• _Your objective_
In the listing below, locate the lines that hold "this" and copy them.

------------------------

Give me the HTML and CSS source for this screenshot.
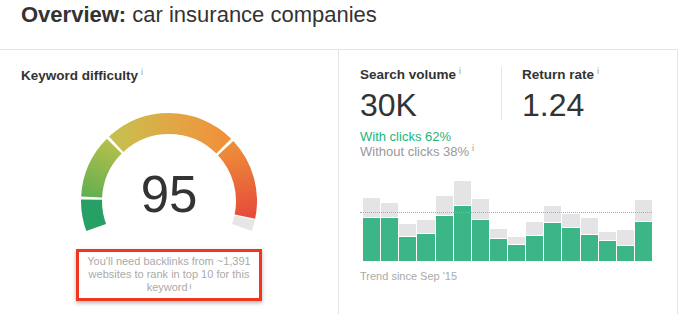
FILE: index.html
```html
<!DOCTYPE html>
<html lang="en">
<head>
    <meta charset="UTF-8">
    <meta name="viewport" content="width=device-width, initial-scale=1.0">
    <title>Overview: car insurance companies</title>
    <link rel="stylesheet" href="styles.css">
</head>
<body>

    <h1 class="page-title"><strong>Overview:</strong> car insurance companies</h1>

    <div class="panels">
        <!-- Keyword difficulty -->
        <section class="panel panel-kd">
            <h2 class="panel-label">Keyword difficulty<sup class="info">i</sup></h2>

            <div class="gauge">
                <svg class="gauge-arc" width="176" height="119" viewBox="0 0 176 119">
                    <defs>
                        <linearGradient id="kd-green" gradientUnits="userSpaceOnUse" x1="12" y1="100" x2="40" y2="28">
                            <stop offset="0" stop-color="#4fac50"/>
                            <stop offset="1" stop-color="#bcc04c"/>
                        </linearGradient>
                        <linearGradient id="kd-yellow" gradientUnits="userSpaceOnUse" x1="35" y1="40" x2="145" y2="40">
                            <stop offset="0" stop-color="#c6bf4e"/>
                            <stop offset="0.5" stop-color="#e1a845"/>
                            <stop offset="1" stop-color="#f0903a"/>
                        </linearGradient>
                        <linearGradient id="kd-red" gradientUnits="userSpaceOnUse" x1="145" y1="35" x2="165" y2="112">
                            <stop offset="0" stop-color="#ee8d39"/>
                            <stop offset="1" stop-color="#e5453a"/>
                        </linearGradient>
                    </defs>
                    <path class="seg" d="M15.17 114.51 A77.5 77.5 0 1 1 160.83 114.51" pathLength="220"
                          stroke="#27a065" stroke-dasharray="21 400" stroke-dashoffset="0"/>
                    <path class="seg" d="M15.17 114.51 A77.5 77.5 0 1 1 160.83 114.51" pathLength="220"
                          stroke="url(#kd-green)" stroke-dasharray="42 400" stroke-dashoffset="-23"/>
                    <path class="seg" d="M15.17 114.51 A77.5 77.5 0 1 1 160.83 114.51" pathLength="220"
                          stroke="url(#kd-yellow)" stroke-dasharray="88 400" stroke-dashoffset="-67"/>
                    <path class="seg" d="M15.17 114.51 A77.5 77.5 0 1 1 160.83 114.51" pathLength="220"
                          stroke="url(#kd-red)" stroke-dasharray="54.5 400" stroke-dashoffset="-157"/>
                    <path class="seg" d="M15.17 114.51 A77.5 77.5 0 1 1 160.83 114.51" pathLength="220"
                          stroke="#e6e6e6" stroke-dasharray="7.7 400" stroke-dashoffset="-212.3"/>
                </svg>
                <div class="gauge-value">95</div>
            </div>

            <p class="kd-note">You'll need backlinks from ~1,391 websites to rank in top 10 for this keyword<sup class="info">i</sup></p>
        </section>

        <!-- Search volume -->
        <section class="panel panel-sv">
            <div class="stats">
                <div class="stat stat-volume">
                    <h2 class="panel-label">Search volume<sup class="info">i</sup></h2>
                    <div class="stat-value">30K</div>
                </div>
                <div class="stat stat-return">
                    <h2 class="panel-label">Return rate<sup class="info">i</sup></h2>
                    <div class="stat-value">1.24</div>
                </div>
            </div>

            <div class="clicks clicks-with">With clicks 62%</div>
            <div class="clicks clicks-without">Without clicks 38%<sup class="info">i</sup></div>

            <div class="trend">
                <div class="trend-avg"></div>
                <div class="bar"><div class="bar-noclick" style="height:19px"></div><div class="bar-click" style="height:43px"></div></div>
                <div class="bar"><div class="bar-noclick" style="height:14px"></div><div class="bar-click" style="height:43px"></div></div>
                <div class="bar"><div class="bar-noclick" style="height:12px"></div><div class="bar-click" style="height:24px"></div></div>
                <div class="bar"><div class="bar-noclick" style="height:13px"></div><div class="bar-click" style="height:27px"></div></div>
                <div class="bar"><div class="bar-noclick" style="height:19px"></div><div class="bar-click" style="height:45px"></div></div>
                <div class="bar"><div class="bar-noclick" style="height:24px"></div><div class="bar-click" style="height:55px"></div></div>
                <div class="bar"><div class="bar-noclick" style="height:20px"></div><div class="bar-click" style="height:41px"></div></div>
                <div class="bar"><div class="bar-noclick" style="height:9px"></div><div class="bar-click" style="height:22px"></div></div>
                <div class="bar"><div class="bar-noclick" style="height:7px"></div><div class="bar-click" style="height:16px"></div></div>
                <div class="bar"><div class="bar-noclick" style="height:13px"></div><div class="bar-click" style="height:25px"></div></div>
                <div class="bar"><div class="bar-noclick" style="height:16px"></div><div class="bar-click" style="height:38px"></div></div>
                <div class="bar"><div class="bar-noclick" style="height:13px"></div><div class="bar-click" style="height:33px"></div></div>
                <div class="bar"><div class="bar-noclick" style="height:16px"></div><div class="bar-click" style="height:26px"></div></div>
                <div class="bar"><div class="bar-noclick" style="height:8px"></div><div class="bar-click" style="height:20px"></div></div>
                <div class="bar"><div class="bar-noclick" style="height:15px"></div><div class="bar-click" style="height:15px"></div></div>
                <div class="bar"><div class="bar-noclick" style="height:21px"></div><div class="bar-click" style="height:39px"></div></div>
            </div>
            <div class="trend-caption">Trend since Sep '15</div>
        </section>
    </div>

</body>
</html>
```

FILE: styles.css
```css
body {
    margin: 0;
    font-family: "Liberation Sans", Arial, sans-serif;
    color: #333;
    background-color: white;
    overflow: hidden;
}

.page-title {
    margin: 2px 0 0 21px;
    font-size: 22px;
    line-height: 26px;
    font-weight: normal;
    color: #333;
}

.page-title strong {
    font-weight: bold;
}

/* Panels */
.panels {
    display: flex;
    width: 678px;
    height: 265px;
    margin-top: 21px;
    box-sizing: border-box;
    border-top: 1px solid #e5e5e5;
    border-right: 1px solid #e5e5e5;
}

.panel {
    box-sizing: border-box;
}

.panel-label {
    margin: 0;
    font-size: 13.5px;
    line-height: 16px;
    font-weight: bold;
    color: #333;
}

.info {
    font-size: 9px;
    font-weight: normal;
    color: #999;
    margin-left: 3px;
    vertical-align: 5px;
    line-height: 0;
}

/* Keyword difficulty */
.panel-kd {
    width: 339px;
    border-right: 1px solid #e5e5e5;
    padding-top: 18px;
    display: flex;
    flex-direction: column;
    align-items: center;
}

.panel-kd .panel-label {
    align-self: stretch;
    padding-left: 21px;
}

.gauge {
    position: relative;
    width: 176px;
    height: 119px;
    margin-top: 29px;
}

.gauge-arc {
    display: block;
}

.gauge-arc .seg {
    fill: none;
    stroke-width: 21px;
}

.gauge-value {
    position: absolute;
    left: 0;
    right: 0;
    top: 56px;
    text-align: center;
    font-size: 51px;
    line-height: 51px;
    color: #333;
}

.kd-note {
    width: 186px;
    margin: 17px 0 0;
    padding: 3px 4px 5px;
    box-sizing: border-box;
    border: 3px solid #f1361f;
    box-shadow: 0 2px 4px rgba(0, 0, 0, 0.3);
    font-size: 11px;
    line-height: 12.8px;
    text-align: center;
    color: #aaa;
}

.kd-note .info {
    font-size: 8px;
    margin-left: 2px;
    vertical-align: 2px;
}

/* Search volume */
.panel-sv {
    flex: 1;
    padding: 17px 0 0 21px;
}

.stats {
    display: flex;
}

.stat-volume {
    width: 141px;
    border-right: 1px solid #e5e5e5;
}

.stat-return {
    padding-left: 20px;
}

.stat-value {
    margin-top: 7px;
    font-size: 32px;
    line-height: 30px;
    color: #333;
}

.clicks {
    font-size: 13px;
    line-height: 15px;
}

.clicks-with {
    margin-top: 9px;
    color: #1db37a;
}

.clicks-without {
    color: #999;
}

.trend {
    position: relative;
    display: flex;
    align-items: flex-end;
    gap: 1px;
    width: 292px;
    height: 90px;
    margin-top: 12px;
    padding-left: 3px;
    box-sizing: border-box;
}

.trend-avg {
    position: absolute;
    left: 0;
    right: 0;
    top: 41px;
    border-top: 1px dotted #a8a8a8;
    z-index: 1;
}

.bar {
    flex: 1;
    display: flex;
    flex-direction: column;
    justify-content: flex-end;
}

.bar-noclick {
    background-color: #e4e4e6;
    margin-bottom: 1px;
}

.bar-click {
    background-color: #3cb687;
}

.trend-caption {
    margin-top: 9px;
    font-size: 11px;
    line-height: 13px;
    color: #aaa;
}
```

------------------------

• _Solution_
Give me the HTML and CSS source for this screenshot.
            <p class="kd-note">You'll need backlinks from ~1,391 websites to rank in top 10 for this keyword<sup class="info">i</sup></p>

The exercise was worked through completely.